The Kindle Fire was disappointing, to put it mildly. Despite using the same wi-fi network as the problem free iOS app, the Fire had serious performance problems. While iOS seemed to download basic information from the Cloud Player at initial startup, the Fire seemed to load from the Cloud every time I picked an artist or album causing frustrating delays while browsing. There were frequent messages that the player wasn’t responding and I was offered the option to kill it. I waited instead and eventually got a response. There were also frequent delays between songs while the player loaded the next song. Browsing while playing was unbearable. I gave up on the Kindle Fire although I can’t help believing there must be some problem as it couldn’t possibly be this bad. I didn’t bother copying files locally since space is limited and I didn’t want to have to manage files on the device level.
Google Music (aka Google Play Music)
I’ve never bought music from Google. I do have a bias against Google. I don’t see them as a consumer focused company, unless there’s an algorithm that can manage those consumers. Android users would benefit the most from Google Music and I’m not an Android user so I expected my evaluation to be quick. There is an unofficial iOS app for Google Music, but I didn’t buy it so can’t comment.
I found Google easy enough to upload too, and they were the only service I tried that allowed me to throttle the upload bandwidth used. Google Music had the same problem as Amazon Cloud Player – it saw both the MP3 and M4a files of the same song as unique and uploaded both. They were grouped in the same album and given the same name since the meta data was the same.

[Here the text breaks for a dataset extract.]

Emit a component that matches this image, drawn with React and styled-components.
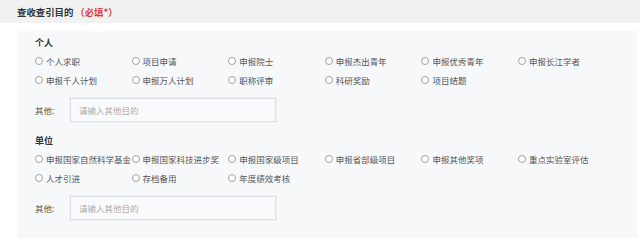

Google provides a few more features than Amazon, Each song can be given a thumbs up or thumbs down as a rating. A playlists of thumbs up songs is automatically created. The also have an “instant mix” feature that will create a playlist based on an initial song you select. Google also as more social features, integrating with Google+. It’s no surprise these features revolve around song purchases.
Overall I liked Google Play Music’s web interface better than Amazon’s. They seem to have put more thought into it. Unfortunately there’s no official iOS support. Music can be played through Safari, but background play stops when the current song finishes. I haven’t tried any of the third party apps. Since the Play account is also my full Google Apps account I don’t want to put the password in any non-Google app or web page.
The Bottom Line
For better or worse I’m neck deep in the Apple ecosystem for playing music so this makes iTunes Match the best choice as my cloud music player, despite its flaws. If I wanted to leave Apple I’d pick Google provided they either came out with an official player or I wanted to create a music only Google account for a 3rd party iOS app.
But as a Music backup destination I’d prefer Amazon. I may upload music yet again. This time using the iTunes files as a source for the player, and uploading my MP3’s and lossless music as regular files, simply for backup purposes. These backups wouldn’t be counted as free music files since they aren’t supported cloud player files. I also need to consider if I really need the MP3’s. In addition to the .M4a iTunes fileI have the original CDs along with FLAC and Apple Lossless encodes should I ever need to re-encode them as MP3. But to be honest, this is more thought than I want to put into my music as this time. I’d rather just backup everything and continue to use iTunes for playing them.
How do you manage and play your music library? Thoughts on Amazon or Google cloud players?